Records excerpted from a collection:
____

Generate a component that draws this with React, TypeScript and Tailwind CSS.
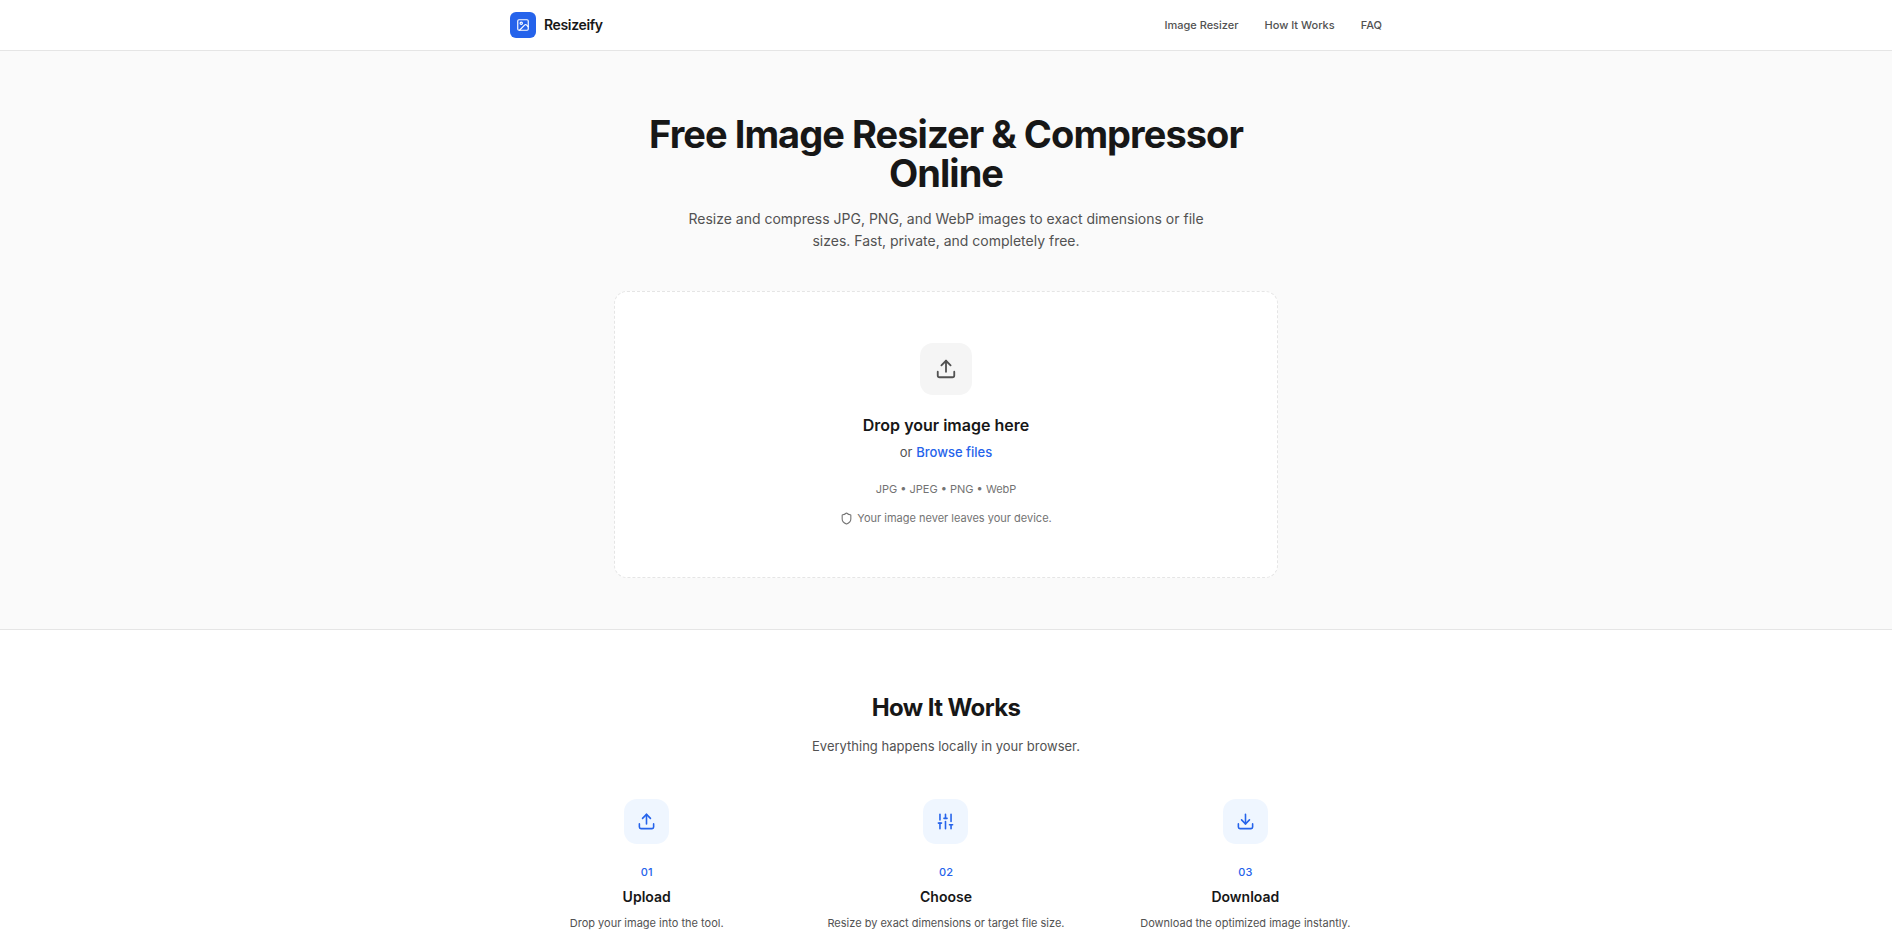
import React from 'react';
import { Download, Image, Shield, SlidersVertical, Upload } from 'lucide-react';

const links = [
  { label: 'Image Resizer', href: '#tool' },
  { label: 'How It Works', href: '#how' },
  { label: 'FAQ', href: '#faq' },
];

const steps = [
  { icon: Upload, num: '01', title: 'Upload', text: 'Drop your image into the tool.' },
  { icon: SlidersVertical, num: '02', title: 'Choose', text: 'Resize by exact dimensions or target file size.' },
  { icon: Download, num: '03', title: 'Download', text: 'Download the optimized image instantly.' },
];

export default function App() {
  return (
    <div className="bg-white font-[Inter,sans-serif] text-[#171717]">
      <header className="border-b border-[#e5e5e5] bg-white">
        <div className="mx-auto flex h-[50px] max-w-[920px] items-center justify-between px-6">
          <a href="#" className="flex items-center gap-2 text-sm font-semibold tracking-tight">
            <span className="flex size-[26px] items-center justify-center rounded-md bg-[#2563eb] text-white">
              <Image className="size-3.5" />
            </span>
            Resizeify
          </a>
          <nav className="flex gap-[26px] text-[11px] font-medium text-[#525252]">
            {links.map((l) => (
              <a key={l.label} href={l.href}>{l.label}</a>
            ))}
          </nav>
        </div>
      </header>

      <section id="tool" className="border-b border-[#e5e5e5] bg-[#fafafa] pt-16 pb-[51px]">
        <div className="mx-auto max-w-[664px]">
          <h1 className="text-center text-[38px] leading-[39px] font-bold tracking-tight">
            Free Image Resizer &amp; Compressor Online
          </h1>
          <p className="mx-auto mt-[15px] max-w-[538px] text-center text-[14px] leading-[22px] text-[#525252]">
            Resize and compress JPG, PNG, and WebP images to exact dimensions or file sizes. Fast, private, and completely free.
          </p>
          <div className="mt-[39px] flex flex-col items-center rounded-[13px] border border-dashed border-[#e5e5e5] bg-white py-[51px]">
            <span className="flex size-[52px] items-center justify-center rounded-[13px] bg-[#f5f5f5] text-[#525252]">
              <Upload className="size-[22px]" />
            </span>
            <h2 className="mt-[18px] text-base leading-6 font-semibold">Drop your image here</h2>
            <p className="mt-[5px] text-[13px] leading-5 text-[#525252]">
              or <button type="button" className="font-medium text-[#2563eb]">Browse files</button>
            </p>
            <p className="mt-[19px] text-[11px] leading-4 text-[#737373]">JPG • JPEG • PNG • WebP</p>
            <p className="mt-[13px] flex items-center gap-1 text-[11px] leading-4 text-[#737373]">
              <Shield className="size-[13px]" />
              Your image never leaves your device.
            </p>
          </div>
        </div>
      </section>

      <section id="how" className="bg-white pt-[62px]">
        <h2 className="text-center text-2xl leading-8 font-bold tracking-tight">How It Works</h2>
        <p className="mt-3 text-center text-[13px] leading-5 text-[#525252]">Everything happens locally in your browser.</p>
        <div className="mx-auto mt-[43px] grid max-w-[872px] grid-cols-3 gap-[26px]">
          {steps.map(({ icon: Icon, num, title, text }) => (
            <div key={num} className="flex flex-col items-center text-center">
              <span className="flex size-[45px] items-center justify-center rounded-[13px] bg-blue-50 text-[#2563eb]">
                <Icon className="size-[19px]" />
              </span>
              <span className="mt-5 text-[11px] leading-4 font-medium text-[#2563eb]">{num}</span>
              <h3 className="mt-[7px] text-sm leading-5 font-semibold">{title}</h3>
              <p className="mt-2 text-[11px] leading-4 text-[#525252]">{text}</p>
            </div>
          ))}
        </div>
      </section>
    </div>
  );
}
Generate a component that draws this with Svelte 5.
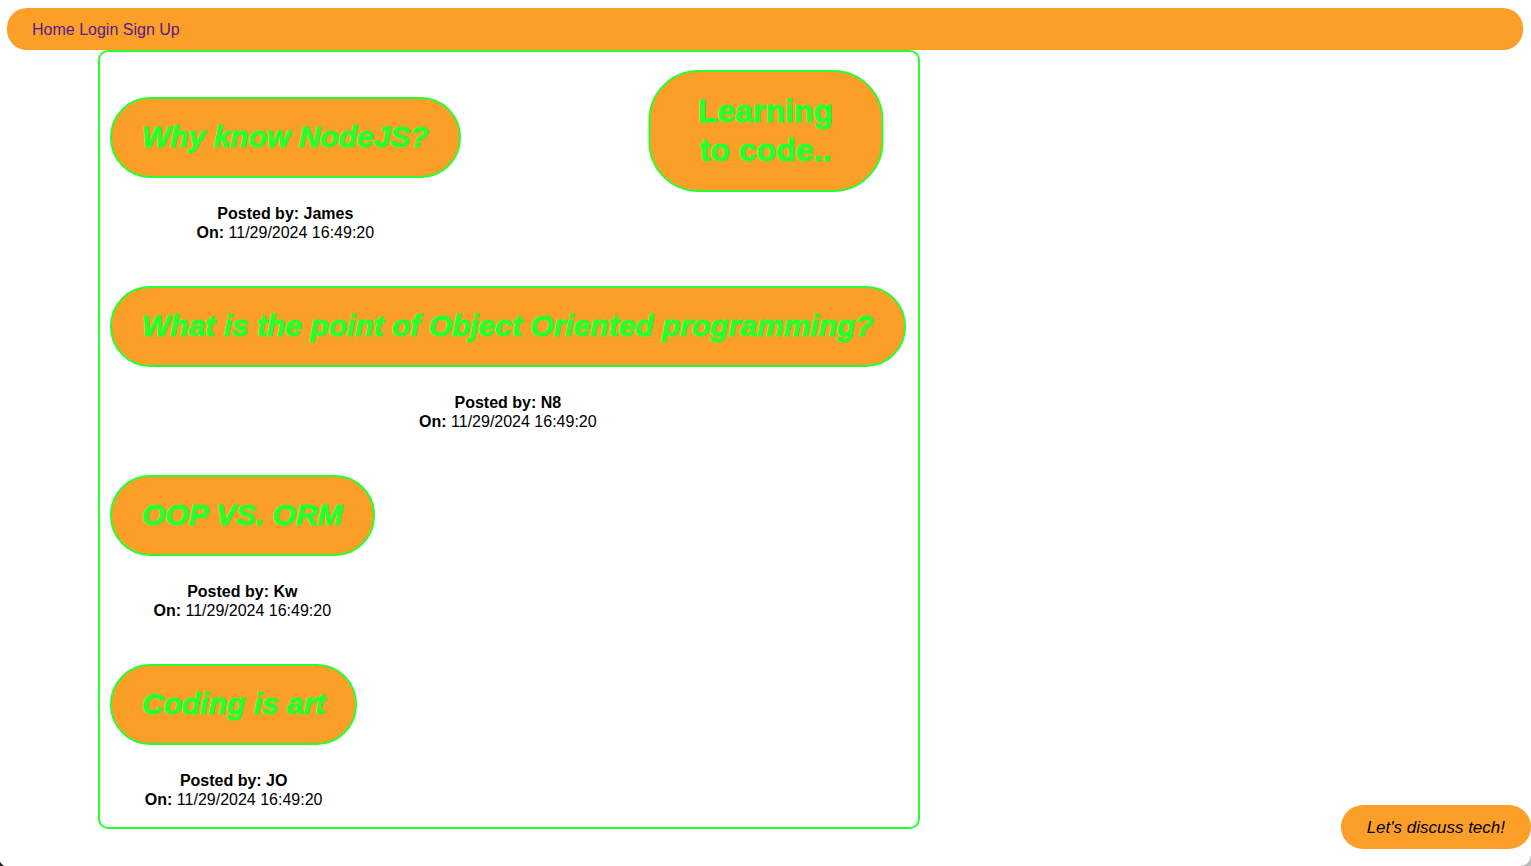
<script>
  const links = ['Home', 'Login', 'Sign Up'];
  const date = '11/29/2024 16:49:20';
  const posts = [
    { title: 'Why know NodeJS?', author: 'James' },
    { title: 'What is the point of Object Oriented programming?', author: 'N8' },
    { title: 'OOP VS. ORM', author: 'Kw' },
    { title: 'Coding is art', author: 'JO' }
  ];
</script>

<div class="page">
  <nav>
    {#each links as link}
      <a href="#top">{link}</a>{' '}
    {/each}
  </nav>

  <header><h1>Learning<br />to code..</h1></header>

  <main>
    {#each posts as post}
      <article>
        <h2><a href="#post">{post.title}</a></h2>
        <p><b>Posted by: {post.author}</b><br /><b>On:</b> {date}</p>
      </article>
    {/each}
  </main>

  <footer>Let's discuss tech!</footer>
</div>

<style>
  :global(body) {
    background: #fff;
  }
  .page {
    padding: 8px 8px 0 7px;
    font: 16px/19px "Liberation Sans", Arial, sans-serif;
    color: #000;
  }
  .page::before,
  .page::after {
    content: '';
    position: fixed;
    bottom: 0;
    width: 10px;
    height: 10px;
  }
  .page::before {
    left: 0;
    background: radial-gradient(circle at 100% 0, transparent 11px, #222 12px);
  }
  .page::after {
    right: 0;
    background: radial-gradient(circle at 0 0, transparent 9px, #bbb 10px);
  }
  nav {
    padding: 12px 25px 11px;
    border-radius: 20px;
    background: #fc9f28;
  }
  nav a {
    color: #551a8b;
    text-decoration: none;
  }
  h1,
  h2 {
    margin: 0;
    border: 2px solid #28ff30;
    background: #fc9f28;
    color: #28ff30;
    -webkit-text-stroke: 1px #28ff30;
  }
  header {
    position: absolute;
    top: 70px;
    left: 50%;
    transform: translateX(-50%);
  }
  h1 {
    padding: 20px 48px;
    border-radius: 50px;
    font-size: 32px;
    line-height: 39px;
    text-align: center;
    white-space: nowrap;
  }
  main {
    display: flex;
    flex-direction: column;
    align-items: flex-start;
    gap: 44px;
    width: max-content;
    margin-left: 91px;
    padding: 45px 12px 18px 10px;
    border: 2px solid #28ff30;
    border-radius: 10px;
  }
  article {
    text-align: center;
  }
  h2 {
    padding: 19px 30px 21px;
    border-radius: 40px;
    font-size: 30px;
    line-height: 37px;
    font-style: italic;
  }
  h2 a {
    color: inherit;
    text-decoration: none;
  }
  p {
    margin: 26px 0 0;
  }
  footer {
    position: fixed;
    right: 0;
    bottom: 17px;
    padding: 13px 26px 11px;
    border-radius: 22px;
    background: #fc9f28;
    font-size: 17px;
    line-height: 20px;
    font-style: italic;
  }
</style>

____

• AIM: Omit the pictures, and quote the material above exactly as given.

• REPLY:
Generate a component that draws this with React, TypeScript and Tailwind CSS.
import React from 'react';
import { Download, Image, Shield, SlidersVertical, Upload } from 'lucide-react';

const links = [
  { label: 'Image Resizer', href: '#tool' },
  { label: 'How It Works', href: '#how' },
  { label: 'FAQ', href: '#faq' },
];

const steps = [
  { icon: Upload, num: '01', title: 'Upload', text: 'Drop your image into the tool.' },
  { icon: SlidersVertical, num: '02', title: 'Choose', text: 'Resize by exact dimensions or target file size.' },
  { icon: Download, num: '03', title: 'Download', text: 'Download the optimized image instantly.' },
];

export default function App() {
  return (
    <div className="bg-white font-[Inter,sans-serif] text-[#171717]">
      <header className="border-b border-[#e5e5e5] bg-white">
        <div className="mx-auto flex h-[50px] max-w-[920px] items-center justify-between px-6">
          <a href="#" className="flex items-center gap-2 text-sm font-semibold tracking-tight">
            <span className="flex size-[26px] items-center justify-center rounded-md bg-[#2563eb] text-white">
              <Image className="size-3.5" />
            </span>
            Resizeify
          </a>
          <nav className="flex gap-[26px] text-[11px] font-medium text-[#525252]">
            {links.map((l) => (
              <a key={l.label} href={l.href}>{l.label}</a>
            ))}
          </nav>
        </div>
      </header>

      <section id="tool" className="border-b border-[#e5e5e5] bg-[#fafafa] pt-16 pb-[51px]">
        <div className="mx-auto max-w-[664px]">
          <h1 className="text-center text-[38px] leading-[39px] font-bold tracking-tight">
            Free Image Resizer &amp; Compressor Online
          </h1>
          <p className="mx-auto mt-[15px] max-w-[538px] text-center text-[14px] leading-[22px] text-[#525252]">
            Resize and compress JPG, PNG, and WebP images to exact dimensions or file sizes. Fast, private, and completely free.
          </p>
          <div className="mt-[39px] flex flex-col items-center rounded-[13px] border border-dashed border-[#e5e5e5] bg-white py-[51px]">
            <span className="flex size-[52px] items-center justify-center rounded-[13px] bg-[#f5f5f5] text-[#525252]">
              <Upload className="size-[22px]" />
            </span>
            <h2 className="mt-[18px] text-base leading-6 font-semibold">Drop your image here</h2>
            <p className="mt-[5px] text-[13px] leading-5 text-[#525252]">
              or <button type="button" className="font-medium text-[#2563eb]">Browse files</button>
            </p>
            <p className="mt-[19px] text-[11px] leading-4 text-[#737373]">JPG • JPEG • PNG • WebP</p>
            <p className="mt-[13px] flex items-center gap-1 text-[11px] leading-4 text-[#737373]">
              <Shield className="size-[13px]" />
              Your image never leaves your device.
            </p>
          </div>
        </div>
      </section>

      <section id="how" className="bg-white pt-[62px]">
        <h2 className="text-center text-2xl leading-8 font-bold tracking-tight">How It Works</h2>
        <p className="mt-3 text-center text-[13px] leading-5 text-[#525252]">Everything happens locally in your browser.</p>
        <div className="mx-auto mt-[43px] grid max-w-[872px] grid-cols-3 gap-[26px]">
          {steps.map(({ icon: Icon, num, title, text }) => (
            <div key={num} className="flex flex-col items-center text-center">
              <span className="flex size-[45px] items-center justify-center rounded-[13px] bg-blue-50 text-[#2563eb]">
                <Icon className="size-[19px]" />
              </span>
              <span className="mt-5 text-[11px] leading-4 font-medium text-[#2563eb]">{num}</span>
              <h3 className="mt-[7px] text-sm leading-5 font-semibold">{title}</h3>
              <p className="mt-2 text-[11px] leading-4 text-[#525252]">{text}</p>
            </div>
          ))}
        </div>
      </section>
    </div>
  );
}
Generate a component that draws this with Svelte 5.
<script>
  const links = ['Home', 'Login', 'Sign Up'];
  const date = '11/29/2024 16:49:20';
  const posts = [
    { title: 'Why know NodeJS?', author: 'James' },
    { title: 'What is the point of Object Oriented programming?', author: 'N8' },
    { title: 'OOP VS. ORM', author: 'Kw' },
    { title: 'Coding is art', author: 'JO' }
  ];
</script>

<div class="page">
  <nav>
    {#each links as link}
      <a href="#top">{link}</a>{' '}
    {/each}
  </nav>

  <header><h1>Learning<br />to code..</h1></header>

  <main>
    {#each posts as post}
      <article>
        <h2><a href="#post">{post.title}</a></h2>
        <p><b>Posted by: {post.author}</b><br /><b>On:</b> {date}</p>
      </article>
    {/each}
  </main>

  <footer>Let's discuss tech!</footer>
</div>

<style>
  :global(body) {
    background: #fff;
  }
  .page {
    padding: 8px 8px 0 7px;
    font: 16px/19px "Liberation Sans", Arial, sans-serif;
    color: #000;
  }
  .page::before,
  .page::after {
    content: '';
    position: fixed;
    bottom: 0;
    width: 10px;
    height: 10px;
  }
  .page::before {
    left: 0;
    background: radial-gradient(circle at 100% 0, transparent 11px, #222 12px);
  }
  .page::after {
    right: 0;
    background: radial-gradient(circle at 0 0, transparent 9px, #bbb 10px);
  }
  nav {
    padding: 12px 25px 11px;
    border-radius: 20px;
    background: #fc9f28;
  }
  nav a {
    color: #551a8b;
    text-decoration: none;
  }
  h1,
  h2 {
    margin: 0;
    border: 2px solid #28ff30;
    background: #fc9f28;
    color: #28ff30;
    -webkit-text-stroke: 1px #28ff30;
  }
  header {
    position: absolute;
    top: 70px;
    left: 50%;
    transform: translateX(-50%);
  }
  h1 {
    padding: 20px 48px;
    border-radius: 50px;
    font-size: 32px;
    line-height: 39px;
    text-align: center;
    white-space: nowrap;
  }
  main {
    display: flex;
    flex-direction: column;
    align-items: flex-start;
    gap: 44px;
    width: max-content;
    margin-left: 91px;
    padding: 45px 12px 18px 10px;
    border: 2px solid #28ff30;
    border-radius: 10px;
  }
  article {
    text-align: center;
  }
  h2 {
    padding: 19px 30px 21px;
    border-radius: 40px;
    font-size: 30px;
    line-height: 37px;
    font-style: italic;
  }
  h2 a {
    color: inherit;
    text-decoration: none;
  }
  p {
    margin: 26px 0 0;
  }
  footer {
    position: fixed;
    right: 0;
    bottom: 17px;
    padding: 13px 26px 11px;
    border-radius: 22px;
    background: #fc9f28;
    font-size: 17px;
    line-height: 20px;
    font-style: italic;
  }
</style>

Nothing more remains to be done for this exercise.